DATA PROVIDED:
┌────────
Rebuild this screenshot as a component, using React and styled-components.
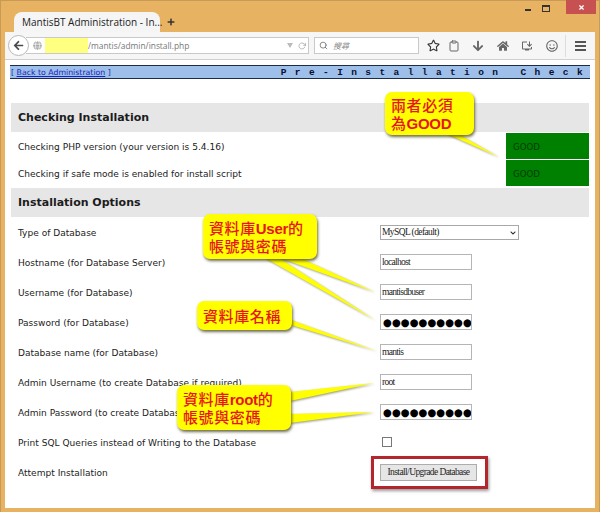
import React from "react";
import styled, { createGlobalStyle } from "styled-components";
import { FaRegStar, FaArrowLeft, FaArrowDown, FaHome, FaRegSmile, FaGlobe, FaPlus, FaTimes, FaChevronDown } from "react-icons/fa";
import { FiSearch, FiRotateCw, FiClipboard } from "react-icons/fi";
import { MdOutlineInstallDesktop } from "react-icons/md";

const Global = createGlobalStyle`
  html, body { margin: 0; padding: 0; background: #e8b263; }
  * { box-sizing: border-box; }
`;

const Window = styled.div`
  position: relative;
  width: 600px;
  height: 512px;
  overflow: hidden;
  background: #e8b263;
  box-shadow: inset 0 1px 0 #c99a55, inset 1px 0 0 #c99a55, inset -1px 0 0 #c99a55;
  padding: 0 5px 4px 5px;
  display: flex;
  flex-direction: column;
  font-family: "DejaVu Sans", Verdana, sans-serif;
`;

const TitleBar = styled.div`
  height: 32px;
  display: flex;
  align-items: flex-end;
  padding-left: 9px;
  position: relative;
`;

const Tab = styled.div`
  width: 146px;
  height: 20px;
  background: #f5f5f5;
  border-radius: 8px 8px 0 0;
  display: flex;
  align-items: center;
  justify-content: space-between;
  padding: 0 8px;
  font-family: "Open Sans", sans-serif;
  font-size: 10px;
  color: #222;
  white-space: nowrap;
`;

const NewTab = styled.div`
  margin: 0 0 6px 7px;
  display: flex;
  color: #333;
  font-size: 8px;
`;

const WindowControls = styled.div`
  position: absolute;
  top: 0;
  right: -1px;
  display: flex;
  align-items: flex-start;
  gap: 11px;
`;

const MinButton = styled.span`
  width: 6px;
  height: 2px;
  margin-top: 9px;
  background: #333;
`;

const MaxButton = styled.span`
  width: 8px;
  height: 7px;
  margin: 5px 5px 0 0;
  border: 1px solid #333;
  border-top-width: 2px;
`;

const CloseButton = styled.span`
  width: 30px;
  height: 14px;
  background: #c75050;
  color: #fff;
  display: flex;
  align-items: center;
  justify-content: center;
  font-size: 7px;
`;

const Toolbar = styled.div`
  height: 28px;
  background: #f6f6f6;
  border-bottom: 1px solid #d0d0d0;
  display: flex;
  align-items: center;
  padding-left: 3px;
`;

const BackButton = styled.div`
  width: 21px;
  height: 21px;
  border-radius: 50%;
  background: #fff;
  border: 1px solid #b8b8b8;
  margin-right: -3px;
  position: relative;
  display: flex;
  align-items: center;
  justify-content: center;
  color: #4a4a4a;
  font-size: 11px;
`;

const UrlBar = styled.div`
  width: 283px;
  height: 17px;
  background: #fff;
  border: 1px solid #c9c9c9;
  border-left: 0;
  display: flex;
  align-items: center;
  padding-left: 7px;
  font-family: "Open Sans", sans-serif;
  font-size: 8.4px;
  color: #777;
`;

const Masked = styled.span`
  width: 43px;
  height: 15px;
  background: #ffff80;
  margin-left: 3px;
`;

const UrlEnd = styled.span`
  margin-left: auto;
  display: flex;
  align-items: center;
  gap: 5px;
  padding-right: 2px;
  color: #999;
  font-size: 8px;
`;

const DropTriangle = styled.span`
  width: 0;
  height: 0;
  border: 3px solid transparent;
  border-top: 5px solid #bbb;
  border-bottom: 0;
`;

const SearchBar = styled.div`
  width: 105px;
  height: 17px;
  margin-left: 5px;
  background: #fff;
  border: 1px solid #c9c9c9;
  display: flex;
  align-items: center;
  gap: 5px;
  padding-left: 4px;
  font-family: "Noto Sans CJK TC", sans-serif;
  font-style: italic;
  font-size: 8px;
  color: #888;
`;

const ToolIcons = styled.div`
  display: flex;
  align-items: center;
  margin-left: 4px;
`;

const ToolIcon = styled.span`
  width: ${({ $w }) => $w || 24}px;
  display: flex;
  justify-content: center;
  font-size: ${({ $size }) => $size || 12}px;
  color: ${({ $light }) => ($light ? "#666" : "#333")};
`;

const Separator = styled.span`
  width: 1px;
  height: 22px;
  background: #ddd;
  margin-right: 9px;
`;

const Burger = styled.span`
  width: 11px;
  height: 10px;
  border-top: 2px solid #555;
  border-bottom: 2px solid #555;
  position: relative;
  &::after {
    content: "";
    position: absolute;
    left: 0;
    right: 0;
    top: 2px;
    height: 2px;
    background: #555;
  }
`;

const Page = styled.main`
  flex: 1;
  background: #fff;
  padding: 5px 5px 0 5px;
  font-size: 9.05px;
  color: #222;
`;

const Banner = styled.div`
  height: 14px;
  background: #9dbfe9;
  border-top: 1px solid #1c2c44;
  border-bottom: 1px solid #1c2c44;
  display: flex;
  align-items: center;
  justify-content: space-between;
  font-size: 7.8px;
  color: #1f2f9a;
  padding-left: 1px;
`;

const BackLink = styled.a`
  color: #1a22c0;
  text-decoration: underline;
`;

const BannerTitle = styled.span`
  font-family: "Liberation Mono", monospace;
  font-weight: bold;
  font-size: 9.5px;
  letter-spacing: 8.4px;
  color: #0a0f30;
  white-space: pre;
  margin-right: -1px;
`;

const Sections = styled.div`
  margin: 24px 1px 0 1px;
`;

const SectionHeader = styled.h2`
  margin: 0;
  height: 29px;
  background: #e6e6e6;
  padding-left: 7px;
  display: flex;
  align-items: center;
  font-size: 11px;
  font-weight: bold;
  color: #1c1c1c;
`;

const CheckRow = styled.div`
  height: 26px;
  margin-top: 1px;
  display: grid;
  grid-template-columns: 495px 83px;
  align-items: stretch;
`;

const RowLabel = styled.span`
  padding: 1px 0 0 7px;
  display: flex;
  align-items: center;
  white-space: nowrap;
`;

const Status = styled.span`
  background: #008000;
  color: #033a03;
  padding: 1px 0 0 7px;
  display: flex;
  align-items: center;
  font-size: 8.6px;
`;

const OptionsHeader = styled(SectionHeader)`
  margin-top: 2px;
`;

const FormRow = styled.div`
  height: 30px;
  display: grid;
  grid-template-columns: 369px 1fr;
  align-items: center;
`;

const ControlCell = styled.div`
  display: flex;
  align-items: center;
`;

const SelectBox = styled.div`
  position: relative;
  display: flex;
  width: 139px;
  color: #222;
  & > svg {
    position: absolute;
    right: 3px;
    top: 5px;
    pointer-events: none;
  }
`;

const Select = styled.select`
  appearance: none;
  width: 100%;
  height: 15px;
  font-family: "Liberation Serif", serif;
  font-size: 9.5px;
  letter-spacing: -0.6px;
  color: #222;
  background: #fff;
  border: 1px solid #a8a8a8;
  padding: 0 0 0 1px;
`;

const TextInput = styled.input`
  width: 92px;
  height: 16px;
  border: 1px solid #b5b5b5;
  padding: 0 1px;
  font-family: "Liberation Serif", serif;
  font-size: 9.5px;
  letter-spacing: -0.7px;
  color: #222;
  outline: none;
`;

const SecretInput = styled(TextInput)`
  font-family: "DejaVu Sans", sans-serif;
  font-size: 10.2px;
  color: #000;
  letter-spacing: 0;
  padding: 0 0 0 2px;
`;

const Check = styled.input`
  appearance: none;
  width: 10px;
  height: 10px;
  margin: 0 0 0 2px;
  border: 1px solid #777;
  background: #fff;
`;

const SubmitButton = styled.button`
  width: 97px;
  height: 17px;
  padding: 0;
  background: #e6e6e6;
  border: 1px solid #adadad;
  font-family: "Liberation Serif", serif;
  font-size: 9.5px;
  letter-spacing: -0.6px;
  white-space: nowrap;
  color: #222;
`;

const Highlight = styled.div`
  position: absolute;
  left: 371px;
  top: 456px;
  width: 117px;
  height: 33px;
  border: 3px solid #b3262e;
  box-shadow: 1px 2px 3px rgba(0, 0, 0, 0.4);
`;

const Tails = styled.svg`
  position: absolute;
  inset: 0;
  pointer-events: none;
  filter: drop-shadow(1px 1px 1px rgba(60, 60, 0, 0.55));
`;

const Callout = styled.div`
  position: absolute;
  left: ${({ $x }) => $x}px;
  top: ${({ $y }) => $y}px;
  width: ${({ $w }) => $w}px;
  height: ${({ $h }) => $h}px;
  background: #ffff00;
  border-radius: 7px;
  box-shadow: 1px 2px 3px rgba(50, 50, 0, 0.7);
  padding-left: 6px;
  display: flex;
  flex-direction: column;
  justify-content: center;
  font-family: "Noto Sans CJK TC", sans-serif;
  font-weight: 500;
  font-size: 15px;
  letter-spacing: 0.6px;
  color: #e8141c;
  white-space: nowrap;
`;

const CalloutLine = styled.div`
  height: 18px;
  line-height: 18px;
`;

const Latin = styled.b`
  font-family: "Liberation Sans", sans-serif;
  font-weight: bold;
  letter-spacing: -0.3px;
`;

const tailPoints = [
  "447,134 458,134 499,157",
  "280,258 300,258 375,292",
  "265,258 279,258 375,320",
  "291,320 291,325 377,351",
  "290,392 290,401 374,383",
  "290,414 290,423 374,412",
];

export default function App() {
  return (
    <Window>
      <Global />
      <TitleBar>
        <Tab>
          <span>MantisBT Administration - In...</span>
          <FaTimes size={7} color="#555" />
        </Tab>
        <NewTab><FaPlus /></NewTab>
        <WindowControls>
          <MinButton />
          <MaxButton />
          <CloseButton><FaTimes /></CloseButton>
        </WindowControls>
      </TitleBar>
      <Toolbar>
        <BackButton><FaArrowLeft /></BackButton>
        <UrlBar>
          <FaGlobe size={9} color="#aaa" />
          <Masked />
          <span>/mantis/admin/install.php</span>
          <UrlEnd><DropTriangle /><FiRotateCw /></UrlEnd>
        </UrlBar>
        <SearchBar><FiSearch size={9} color="#666" /><span>搜尋</span></SearchBar>
        <ToolIcons>
          <ToolIcon $w={20} $size={13}><FaRegStar /></ToolIcon>
          <ToolIcon $w={22} $light><FiClipboard /></ToolIcon>
          <ToolIcon $w={26} $light><FaArrowDown /></ToolIcon>
          <ToolIcon $w={24} $light><FaHome /></ToolIcon>
          <ToolIcon $w={24} $light><MdOutlineInstallDesktop /></ToolIcon>
          <ToolIcon $w={26} $light><FaRegSmile /></ToolIcon>
          <Separator />
          <Burger />
        </ToolIcons>
      </Toolbar>
      <Page>
        <Banner>
          <span>[ <BackLink>Back to Administration</BackLink> ]</span>
          <BannerTitle>Pre-Installation Check</BannerTitle>
        </Banner>
        <Sections>
          <SectionHeader>Checking Installation</SectionHeader>
          <CheckRow>
            <RowLabel>Checking PHP version (your version is 5.4.16)</RowLabel>
            <Status>GOOD</Status>
          </CheckRow>
          <CheckRow>
            <RowLabel>Checking if safe mode is enabled for install script</RowLabel>
            <Status>GOOD</Status>
          </CheckRow>
          <OptionsHeader>Installation Options</OptionsHeader>
          <FormRow>
            <RowLabel>Type of Database</RowLabel>
            <ControlCell>
              <SelectBox>
                <Select defaultValue="mysql"><option value="mysql">MySQL (default)</option></Select>
                <FaChevronDown size={6} />
              </SelectBox>
            </ControlCell>
          </FormRow>
          <FormRow>
            <RowLabel>Hostname (for Database Server)</RowLabel>
            <ControlCell><TextInput defaultValue="localhost" /></ControlCell>
          </FormRow>
          <FormRow>
            <RowLabel>Username (for Database)</RowLabel>
            <ControlCell><TextInput defaultValue="mantisdbuser" /></ControlCell>
          </FormRow>
          <FormRow>
            <RowLabel>Password (for Database)</RowLabel>
            <ControlCell><SecretInput defaultValue="●●●●●●●●●●●" /></ControlCell>
          </FormRow>
          <FormRow>
            <RowLabel>Database name (for Database)</RowLabel>
            <ControlCell><TextInput defaultValue="mantis" /></ControlCell>
          </FormRow>
          <FormRow>
            <RowLabel>Admin Username (to create Database if required)</RowLabel>
            <ControlCell><TextInput defaultValue="root" /></ControlCell>
          </FormRow>
          <FormRow>
            <RowLabel>Admin Password (to create Database if required)</RowLabel>
            <ControlCell><SecretInput defaultValue="●●●●●●●●●●●" /></ControlCell>
          </FormRow>
          <FormRow>
            <RowLabel>Print SQL Queries instead of Writing to the Database</RowLabel>
            <ControlCell><Check type="checkbox" /></ControlCell>
          </FormRow>
          <FormRow>
            <RowLabel>Attempt Installation</RowLabel>
            <ControlCell><SubmitButton>Install/Upgrade Database</SubmitButton></ControlCell>
          </FormRow>
        </Sections>
      </Page>
      <Highlight />
      <Tails width="600" height="512">
        {tailPoints.map((p) => <polygon key={p} points={p} fill="#ffff00" />)}
      </Tails>
      <Callout $x={385} $y={92} $w={89} $h={43}>
        <CalloutLine>兩者必須</CalloutLine>
        <CalloutLine>為<Latin>GOOD</Latin></CalloutLine>
      </Callout>
      <Callout $x={203} $y={214} $w={114} $h={45}>
        <CalloutLine>資料庫<Latin>User</Latin>的</CalloutLine>
        <CalloutLine>帳號與密碼</CalloutLine>
      </Callout>
      <Callout $x={197} $y={301} $w={95} $h={29}>
        <CalloutLine>資料庫名稱</CalloutLine>
      </Callout>
      <Callout $x={177} $y={385} $w={114} $h={45}>
        <CalloutLine>資料庫<Latin>root</Latin>的</CalloutLine>
        <CalloutLine>帳號與密碼</CalloutLine>
      </Callout>
    </Window>
  );
}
└────────
OBJECTIVE:
Only lines that contain the word "components" are wanted; copy each of them.

THE RESULT:
Rebuild this screenshot as a component, using React and styled-components.
import styled, { createGlobalStyle } from "styled-components";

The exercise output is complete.